Rockies' CarGo helps cousin Bohorquez get pro contract with GJ Rox
Before Carlos Gonzales had a tumor removed from his right index finger, he pointed out a pitching prospect for the Colorado Rockies.
Fabian Bohorquez, a 6-foot-2, 200-pound right-handed reliever, made his first appearance in a Grand Junction Rockies uniform Tuesday. He’s excited for the opportunity and has his famous cousin to thank for getting a free-agent contract with the Rockies.
“He helped me to sign here,” Bohorquez said about CarGo. “It’s hard for a lot of guys to sign after free agency so he helped me sign here.”
After two years with the Cincinnati Reds’ Dominican Summer League team, the DSL Rojos, the Reds released Bohorquez, who believes his potential generated interest from the Rockies.
“I think I did a good job with Cincinnati, so I think that’s why they signed me,” he said.
Bohorquez and Gonzalez, the Rockies all-star left-fielder, are from Maracaibo, Venezuela.
“I have a lot of opportunity here. They trust me to do my job. I think I will do well,” Bohorquez said.
Grand Junction Rockies pitching coach Ryan Kibler likes what he’s seen in the 23-year-old bullpen prospect. Coaching helps young pitchers develop, but it sure doesn’t hurt when there’s a natural ability or something unique that a pitcher brings to the mound.
Bohorquez brings something special to the mound.
“He has a weapon that not everybody has,” Kibler said. “His fastball has a little cut to it. It’s just the way it comes out of his hand. He doesn’t try to do it, but it has a cut to it, and that’s a special pitch.”
The late-breaking fastball doesn’t give hitters much time to adjust and get good wood on the ball.
“That’s a weapon for him, and he’s developing his curveball, still, and developing a change-up at the same time,” Kibler said.
The most famous pitcher with a late-moving cutter fastball is Mariano Rivera, Major League Baseball’s all-time saves leader who recently retired from the New York Yankees.
Ultimately to be successful in the Rockies’ organization, Bohorquez and every other pitcher need to master their control, Kibler said.
“We just want him to be able to move the fastball in and out and keep it down with that little cut on it,” Kibler said. “Late movement is one of the best pitches in baseball.”
Bohorquez is ready to get started and show what he can do for the Rockies.
“I just want to do my job.
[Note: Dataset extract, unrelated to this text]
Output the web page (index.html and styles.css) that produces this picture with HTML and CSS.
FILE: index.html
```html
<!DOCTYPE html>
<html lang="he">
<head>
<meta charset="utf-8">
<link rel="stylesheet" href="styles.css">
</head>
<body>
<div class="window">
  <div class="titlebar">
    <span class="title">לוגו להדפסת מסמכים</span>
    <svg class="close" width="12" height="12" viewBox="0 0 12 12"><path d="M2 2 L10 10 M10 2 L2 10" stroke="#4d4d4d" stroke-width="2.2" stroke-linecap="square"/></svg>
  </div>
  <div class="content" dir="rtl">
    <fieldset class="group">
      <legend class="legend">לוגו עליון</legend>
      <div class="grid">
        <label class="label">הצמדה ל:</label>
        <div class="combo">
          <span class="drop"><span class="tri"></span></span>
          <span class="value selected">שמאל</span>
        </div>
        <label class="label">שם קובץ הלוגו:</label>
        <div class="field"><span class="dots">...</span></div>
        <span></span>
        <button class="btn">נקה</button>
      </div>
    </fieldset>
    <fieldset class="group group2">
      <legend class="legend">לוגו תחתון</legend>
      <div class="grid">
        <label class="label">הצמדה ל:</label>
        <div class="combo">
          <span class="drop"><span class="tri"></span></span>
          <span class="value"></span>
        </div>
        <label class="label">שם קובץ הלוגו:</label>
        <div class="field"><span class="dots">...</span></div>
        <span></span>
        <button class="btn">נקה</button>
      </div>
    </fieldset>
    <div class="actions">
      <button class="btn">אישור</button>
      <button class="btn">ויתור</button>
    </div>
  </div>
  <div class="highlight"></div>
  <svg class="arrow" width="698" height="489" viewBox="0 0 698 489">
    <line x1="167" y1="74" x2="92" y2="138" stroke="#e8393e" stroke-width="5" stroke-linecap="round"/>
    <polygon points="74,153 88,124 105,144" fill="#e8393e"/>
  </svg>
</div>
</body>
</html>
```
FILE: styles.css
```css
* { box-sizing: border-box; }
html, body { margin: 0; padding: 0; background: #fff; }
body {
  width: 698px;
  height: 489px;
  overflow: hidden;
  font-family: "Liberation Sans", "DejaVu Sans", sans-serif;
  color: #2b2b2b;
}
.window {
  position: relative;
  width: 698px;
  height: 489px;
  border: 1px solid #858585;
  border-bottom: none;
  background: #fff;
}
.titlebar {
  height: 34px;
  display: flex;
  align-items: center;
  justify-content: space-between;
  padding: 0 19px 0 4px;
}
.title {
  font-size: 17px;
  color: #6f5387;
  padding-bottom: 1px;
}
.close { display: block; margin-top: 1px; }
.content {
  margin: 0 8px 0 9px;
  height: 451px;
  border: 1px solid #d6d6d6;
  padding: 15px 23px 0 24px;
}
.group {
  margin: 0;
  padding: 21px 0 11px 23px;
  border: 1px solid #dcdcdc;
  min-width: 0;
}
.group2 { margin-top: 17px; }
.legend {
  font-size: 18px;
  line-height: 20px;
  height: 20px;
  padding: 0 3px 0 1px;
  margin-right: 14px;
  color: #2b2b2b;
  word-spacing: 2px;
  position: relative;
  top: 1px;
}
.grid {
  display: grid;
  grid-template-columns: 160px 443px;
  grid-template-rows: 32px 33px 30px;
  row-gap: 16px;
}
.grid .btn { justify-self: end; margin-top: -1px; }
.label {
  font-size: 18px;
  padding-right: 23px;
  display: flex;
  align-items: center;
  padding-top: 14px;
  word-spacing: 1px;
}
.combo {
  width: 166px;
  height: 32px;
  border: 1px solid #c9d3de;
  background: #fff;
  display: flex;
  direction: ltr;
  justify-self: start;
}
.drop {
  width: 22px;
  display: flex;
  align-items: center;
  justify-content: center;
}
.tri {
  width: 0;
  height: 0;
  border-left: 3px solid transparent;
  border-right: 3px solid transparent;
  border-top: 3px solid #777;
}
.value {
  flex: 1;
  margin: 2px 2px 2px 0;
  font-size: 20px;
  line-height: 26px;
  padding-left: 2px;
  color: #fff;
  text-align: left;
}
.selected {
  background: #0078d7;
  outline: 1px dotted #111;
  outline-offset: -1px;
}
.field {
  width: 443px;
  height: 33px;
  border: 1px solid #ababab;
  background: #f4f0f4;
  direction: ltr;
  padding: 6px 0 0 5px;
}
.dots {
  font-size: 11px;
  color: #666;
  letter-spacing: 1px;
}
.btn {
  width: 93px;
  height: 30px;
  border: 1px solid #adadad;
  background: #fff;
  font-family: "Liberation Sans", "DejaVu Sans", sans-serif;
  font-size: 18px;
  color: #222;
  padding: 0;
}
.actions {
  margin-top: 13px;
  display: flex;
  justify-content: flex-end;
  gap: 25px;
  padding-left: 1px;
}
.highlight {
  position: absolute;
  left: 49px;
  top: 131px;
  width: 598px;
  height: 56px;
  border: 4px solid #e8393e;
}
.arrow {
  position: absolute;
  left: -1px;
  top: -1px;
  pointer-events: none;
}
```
I’m a reliever, so I’m trying to have good moments,” he said. “I try to pitch up to five innings with no runs.”
But he knows that’s a lofty goal pitching at Suplizio Field.
“In this league the hitters hit a lot,” he said, smiling.
He knows high-altitude has a way of chewing up pitchers.
“I have to keep the ball down,” he said, again with a smile.
Even catchers know it’s a big obstacle facing pitchers. Marte Hamlet, who was an eighth-round draft pick by the Rockies last year, said a big part of his job with the Grand Junction Rockies is helping pitchers handle the pressure of pitching at Suplizio.
“I have to remind the pitchers to keep the ball down. If they throw high, they will pay the price,” he said.
Kibler said most of the players who come from the Dominican Summer League have the skills to compete at a high baseball level, but they have to adjust to the bigger stage, even in Grand Junction. In the Dominican Summer League, there are no lights, no stands and very few fans, if any, at the games.
“The main thing they have to deal with here is getting used to this grand stage,” Kibler said, pointing to the Suplizio Field surroundings. “This is a huge adjustment for them.
“They get used to it, but they’ve never seen anything like this when they first start.”
Players from major college programs are used to playing in front of large crowds, he added.
For Bohorquez, he needs to adjust to the big crowds and Suplizio Field surroundings, but the main thing he has to accomplish is adapting to the pressures of pitching at elevation.
That’s the main goal if he hope to someday make the big club and pitch at Coors Field.